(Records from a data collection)
begin

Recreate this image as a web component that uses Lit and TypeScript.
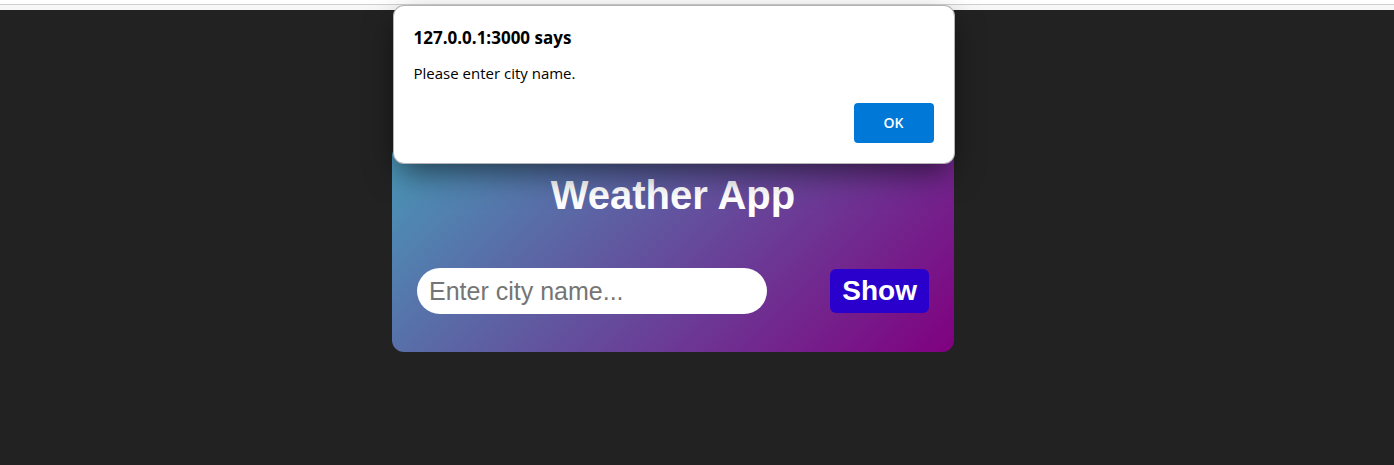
import { LitElement, html, css } from "lit";
import { customElement, state } from "lit/decorators.js";

@customElement("alert-dialog")
class AlertDialog extends LitElement {
  static styles = css`
    :host { display: block; }
    .dialog {
      box-sizing: border-box;
      padding: 20px;
      background: #fff;
      border-radius: 10px;
      box-shadow: 0 0 0 1px #b4b4b8, 0 12px 32px -4px rgba(0, 0, 0, 0.6);
      font-family: "Segoe UI", "Open Sans", "Noto Sans", sans-serif;
      color: #000;
      display: flex;
      flex-direction: column;
    }
    .origin { margin: 0; font-size: 17px; line-height: 24px; font-weight: 700; }
    .message { margin: 12px 0 0; font-size: 15px; line-height: 22px; }
    .ok {
      align-self: flex-end;
      width: 80px;
      height: 40px;
      margin-top: 19px;
      padding: 0;
      border: 0;
      border-radius: 4px;
      background: #0078d7;
      color: #fff;
      font: 600 14px/20px "Segoe UI", "Open Sans", "Noto Sans", sans-serif;
    }
  `;

  render() {
    return html`
      <section class="dialog" role="alertdialog" aria-labelledby="origin" aria-describedby="message">
        <h2 class="origin" id="origin">127.0.0.1:3000 says</h2>
        <p class="message" id="message">Please enter city name.</p>
        <button class="ok" type="button" @click=${() => this.dispatchEvent(new Event("dismiss"))}>OK</button>
      </section>
    `;
  }
}

@customElement("app-root")
class AppRoot extends LitElement {
  static styles = css`
    :host {
      display: flex;
      flex-direction: column;
      min-height: 100vh;
      background: #222;
      font-family: Arial, "Liberation Sans", sans-serif;
      position: relative;
    }
    .chrome {
      box-sizing: border-box;
      height: 10px;
      padding-top: 4px;
      background: #fff;
    }
    .toolbar { height: 5px; border-top: 1px solid #d0d0d0; background: #f7f7f7; }
    .stage {
      display: flex;
      justify-content: center;
      padding: 134px 48px 24px 0;
    }
    .card {
      box-sizing: border-box;
      width: 562px;
      max-width: 100%;
      padding: 28px 25px 38px;
      border-radius: 12px;
      background: linear-gradient(135deg, #4999b8, #800080);
    }
    .title {
      margin: 0;
      color: #fff;
      font-size: 40px;
      line-height: 46px;
      text-align: center;
    }
    .search {
      display: flex;
      align-items: center;
      justify-content: space-between;
      gap: 16px;
      margin-top: 50px;
    }
    .city {
      box-sizing: border-box;
      width: 350px;
      min-width: 0;
      height: 46px;
      padding: 0 12px;
      border: 0;
      border-radius: 23px;
      background: #fff;
      color: #222;
      font: 25px/30px Arial, "Liberation Sans", sans-serif;
    }
    .city::placeholder { color: #757575; }
    .show {
      height: 44px;
      padding: 0 12px;
      border: 0;
      border-radius: 6px;
      background: #2a00cc;
      color: #fff;
      font: bold 28px/32px Arial, "Liberation Sans", sans-serif;
    }
    .overlay {
      position: absolute;
      top: 6px;
      left: 0;
      right: 47px;
      display: flex;
      justify-content: center;
    }
    .alert { width: 560px; max-width: 100%; }
  `;

  @state() private alertOpen = true;

  render() {
    return html`
      <div class="chrome"><div class="toolbar"></div></div>
      <main class="stage">
        <div class="card">
          <h1 class="title">Weather App</h1>
          <form class="search" @submit=${this.submit}>
            <input class="city" type="text" aria-label="City name" placeholder="Enter city name..." />
            <button class="show" type="submit">Show</button>
          </form>
        </div>
      </main>
      ${this.alertOpen
        ? html`<div class="overlay">
            <alert-dialog class="alert" @dismiss=${() => (this.alertOpen = false)}></alert-dialog>
          </div>`
        : null}
    `;
  }

  private submit(e: Event) {
    e.preventDefault();
    this.alertOpen = true;
  }
}
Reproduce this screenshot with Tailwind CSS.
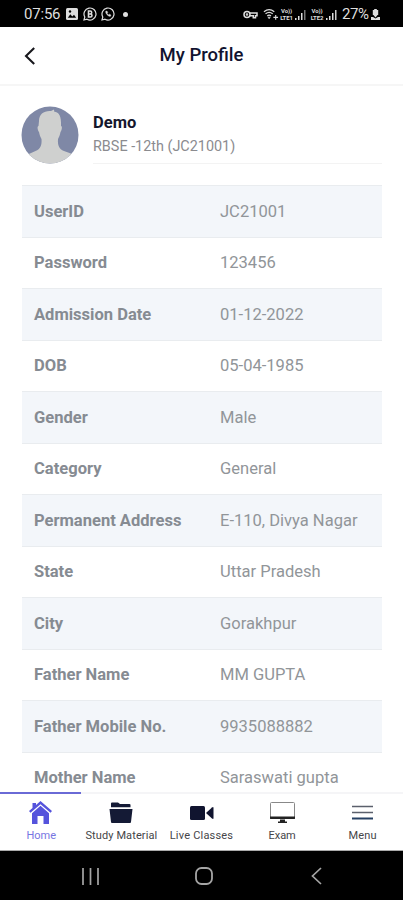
<!DOCTYPE html>
<html lang="en">
<head>
    <meta charset="UTF-8">
    <meta name="viewport" content="width=device-width, initial-scale=1.0">
    <title>My Profile</title>
    <script src="https://cdn.jsdelivr.net/npm/@tailwindcss/browser@4"></script>
</head>
<body class="bg-white font-[Roboto,sans-serif]">
    <div class="flex flex-col h-[900px] w-[403px] overflow-hidden">
        <!-- Status bar -->
        <div class="flex items-center shrink-0 h-[27px] pt-px bg-black text-[#dedede] pl-6 pr-[23px]">
            <span class="text-[15px] w-[37px] whitespace-nowrap tracking-[-0.2px]">07:56</span>
            <svg class="ml-[5px]" width="12" height="12" viewBox="0 0 12 12"><rect width="12" height="12" rx="1.500" fill="#dedede"/><path d="M1.800 9.800l2.500-3.600 2 2.200 1.700-1.700 2.200 3.100z" fill="#000"/><circle cx="4" cy="3.500" r="1.200" fill="#000"/></svg>
            <svg class="ml-[5px]" width="14" height="14" viewBox="0 0 14 14" fill="none" stroke="#dedede"><path d="M1 13l.8-3A6 6 0 1 1 4 12.200z" stroke-width="1.200"/><path d="M5.500 4h1.700a1.400 1.400 0 0 1 0 3H5.500zm0 3h2a1.400 1.400 0 0 1 0 3h-2z" stroke-width="1.600"/></svg>
            <svg class="ml-[4px]" width="14" height="14" viewBox="0 0 14 14" fill="none" stroke="#dedede"><path d="M1 13l.8-3A6 6 0 1 1 4 12.200z" stroke-width="1.200"/><path d="M4.800 4.300c-.6 2 2.400 5.300 4.600 5l.5-1.300-1.600-.8-.8.7-1.400-1.500.6-.8-.7-1.500z" fill="#dedede" stroke-width=".5"/></svg>
            <span class="ml-[8px] size-[5px] rounded-full bg-[#dedede]"></span>
            <svg class="ml-auto" width="15" height="9" viewBox="0 0 15 9" fill="none" stroke="#dedede" stroke-width="1.500"><circle cx="4" cy="4.500" r="3"/><circle cx="4" cy="4.500" r=".5"/><path d="M7 3h7v2.700h-1.500v2h-2.200v-2H7"/></svg>
            <svg class="ml-[5px]" width="16" height="13" viewBox="0 0 17 13" fill="none" stroke="#dedede" stroke-width="1.300"><path d="M1 3.600Q6.500-.8 12 3.600M2.700 5.800q3.800-3 7.600 0M4.500 8q2-1.600 4 0"/><path d="M5.300 9.300h2.400l-1.200 1.800z" fill="#dedede" stroke-width=".6"/><path d="M11 9.500h5M13.500 7v5" stroke-width="1.200"/></svg>
            <div class="w-[15px] text-[6px] leading-[7px] font-bold text-center tracking-[-0.1px]"><div>Vo))</div><div>LTE1</div></div>
            <svg class="ml-[1px]" width="11" height="11" viewBox="0 0 11 11" fill="#dedede"><path d="M0 9h1.500v2H0zM3 7h1.500v4H3zM6 4h1.500v7H6z"/><path d="M9 1h1.500v10H9z" fill="#777"/></svg>
            <div class="ml-[3px] w-[16px] text-[6px] leading-[7px] font-bold text-center tracking-[-0.1px]"><div>Vo))</div><div>LTE2</div></div>
            <svg class="ml-[1px]" width="11" height="11" viewBox="0 0 11 11" fill="#dedede"><path d="M0 9h1.500v2H0zM3 7h1.500v4H3zM6 4h1.500v7H6z"/><path d="M9 1h1.500v10H9z" fill="#ccc"/></svg>
            <span class="ml-[5px] w-[29px] whitespace-nowrap text-[15px] tracking-[-0.4px]">27%</span>
            <svg width="9" height="11" viewBox="0 0 9 11" fill="#dedede"><path d="M3.200 0h2.600v1h1.400v5H1.800V1h1.400zM0 8h2l2.500 1.500L7 8h2v3H0z"/><path d="M2 5.500h5L4.500 8.500z"/></svg>
        </div>

        <!-- Header -->
        <header class="relative flex items-center justify-center shrink-0 h-[59px] border-b-2 border-[#f6f6f6]">
            <svg class="absolute left-[24px] top-[20px]" width="12" height="18" viewBox="0 0 12 18" fill="none" stroke="#17171c" stroke-width="2.100"><path d="M10.200 1L2 9l8.200 8"/></svg>
            <h1 class="text-[18.500px] font-medium text-[#11132f]">My Profile</h1>
        </header>

        <main class="grow min-h-0 overflow-hidden pl-[22px] pr-[21px]">
            <!-- Student card -->
            <div class="flex h-[99px] pt-[20px]">
                <svg class="shrink-0 -ml-px" width="58" height="58" viewBox="0 0 58 58">
                    <clipPath id="avatar"><circle cx="29" cy="29" r="28.500"/></clipPath>
                    <g clip-path="url(#avatar)">
                        <rect width="58" height="58" fill="#7f88a6"/>
                        <path d="M18 15C18 8 23 4.500 30 5l3-1.500.3 2.200C38 6 40.500 10 40 20c1.500 0 1 4-.5 6-.5 3-1.500 5-2.500 7-.5 6 1 10 6 12 5 1.500 8 3 10.500 5V58H4v-7.500c2-2 6-3.500 10.500-5.500 5-2 6.500-6 6-12-1-2-2-4-2.500-7-1.500-2-2-6-.5-6z" fill="#cfd0cf"/>
                    </g>
                </svg>
                <div class="grow h-[58px] ml-[14px] pt-[7px] border-b border-[#f3f3f3]">
                    <h2 class="text-[16.500px] leading-[20px] font-bold text-[#15172d]">Demo</h2>
                    <p class="mt-[5px] text-[14.400px] leading-[18px] text-[#8b8b8f]">RBSE -12th (JC21001)</p>
                </div>
            </div>

            <!-- Details, filled in below -->
            <div id="details" class="border-t border-[#e9ecef]"></div>
        </main>

        <!-- Tab bar -->
        <nav class="grid grid-cols-5 shrink-0 h-[59px] text-[11px] text-[#454548] border-b border-[#aaa]">
            <a class="flex flex-col items-center border-t-2 border-[#6a6ad6] pt-[7px] text-[#7775e2]">
                <svg width="23" height="23" viewBox="0 0 23 23" fill="#5553dc"><path d="M11.500 0L7 3.900V2H3.500v5L0 10l1.500 1.700 10-8.500 10 8.500L23 10z"/><path d="M3 12.200l8.500-7.400 8.500 7.400V23h-5.500v-8h-6v8H3z"/></svg>
                <span class="ml-[2px] mt-[5px] leading-[13px]">Home</span>
            </a>
            <a class="flex flex-col items-center border-t-2 border-[#f5f5f7] pt-[8px]">
                <svg width="24" height="22" viewBox="0 0 24 22" fill="#141a35"><path d="M2 5.300V1.500q0-1 1-1h6l2 1.500h9.500q1 0 1 1v2.300z"/><path d="M.5 7h23L22 20q0 1-1 1H3q-1 0-1-1z"/></svg>
                <span class="ml-[1px] mt-[5px] leading-[13px] whitespace-nowrap tracking-[0.1px]">Study Material</span>
            </a>
            <a class="flex flex-col items-center border-t-2 border-[#f5f5f7] pt-[8px]">
                <svg width="25" height="22" viewBox="0 0 25 22" fill="#10142f"><rect x="1" y="4" width="15" height="14" rx="1.500"/><path d="M17 11l6-5.500q1.500-1 1.500.5v10q0 1.500-1.500.5z"/></svg>
                <span class="mt-[5px] leading-[13px] whitespace-nowrap tracking-[0.2px]">Live Classes</span>
            </a>
            <a class="flex flex-col items-center border-t-2 border-[#f5f5f7] pt-[8px]">
                <svg width="25" height="22" viewBox="0 0 25 22"><rect x=".5" y=".5" width="24" height="16" rx="1" fill="#fff" stroke="#888"/><path d="M0 14.500h25v2q0 .5-1 .5H1q-1 0-1-.5zM10 17.500h5v2h2V21H8v-1.500h2z" fill="#222"/></svg>
                <span class="mt-[5px] leading-[13px]">Exam</span>
            </a>
            <a class="flex flex-col items-center border-t-2 border-[#f5f5f7] pt-[8px]">
                <svg width="21" height="22" viewBox="0 0 21 22" stroke-width="1.700"><path d="M0 4.500h21M0 10.500h21" stroke="#5b606c"/><path d="M0 16.500h21" stroke="#264063" stroke-width="2"/></svg>
                <span class="mt-[5px] leading-[13px] tracking-[0.2px]">Menu</span>
            </a>
        </nav>

        <!-- System buttons -->
        <div class="grid grid-cols-[181px_45px_181px] shrink-0 h-[49px] pt-px bg-black items-center justify-items-center">
            <svg width="17" height="17" viewBox="0 0 17 17" stroke="#a5a5a5" stroke-width="1.700"><path d="M1 0v17M8.500 0v17M16 0v17"/></svg>
            <svg width="18" height="18" viewBox="0 0 18 18" fill="none" stroke="#a5a5a5" stroke-width="1.800"><rect x="1" y="1" width="16" height="16" rx="5.500"/></svg>
            <svg width="11" height="18" viewBox="0 0 11 18" fill="none" stroke="#a5a5a5" stroke-width="1.700"><path d="M10 1L1.500 9l8.500 8"/></svg>
        </div>
    </div>

    <script>
        const details = [
            ['UserID', 'JC21001'],
            ['Password', '123456'],
            ['Admission Date', '01-12-2022'],
            ['DOB', '05-04-1985'],
            ['Gender', 'Male'],
            ['Category', 'General'],
            ['Permanent Address', 'E-110, Divya Nagar'],
            ['State', 'Uttar Pradesh'],
            ['City', 'Gorakhpur'],
            ['Father Name', 'MM GUPTA'],
            ['Father Mobile No.', '9935088882'],
            ['Mother Name', 'Saraswati gupta']
        ];

        document.getElementById('details').innerHTML = details.map(([label, value]) => `
            <div class="flex items-center h-[51.5px] pt-[2px] pl-[12px] border-b border-[#e9ecef] odd:bg-[#f3f6fa] text-[16.55px] text-[#919599]">
                <div class="w-[186px] font-bold text-[#868b92] whitespace-nowrap">${label}</div>
                <div class="whitespace-nowrap">${value}</div>
            </div>
        `).join('');
    </script>
</body>
</html>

end

§ **Written problem**: Gather up the lines containing the word "this" from these records and copy them.

§ **Full response**:
Recreate this image as a web component that uses Lit and TypeScript.
        <button class="ok" type="button" @click=${() => this.dispatchEvent(new Event("dismiss"))}>OK</button>
          <form class="search" @submit=${this.submit}>
      ${this.alertOpen
            <alert-dialog class="alert" @dismiss=${() => (this.alertOpen = false)}></alert-dialog>
    this.alertOpen = true;
Reproduce this screenshot with Tailwind CSS.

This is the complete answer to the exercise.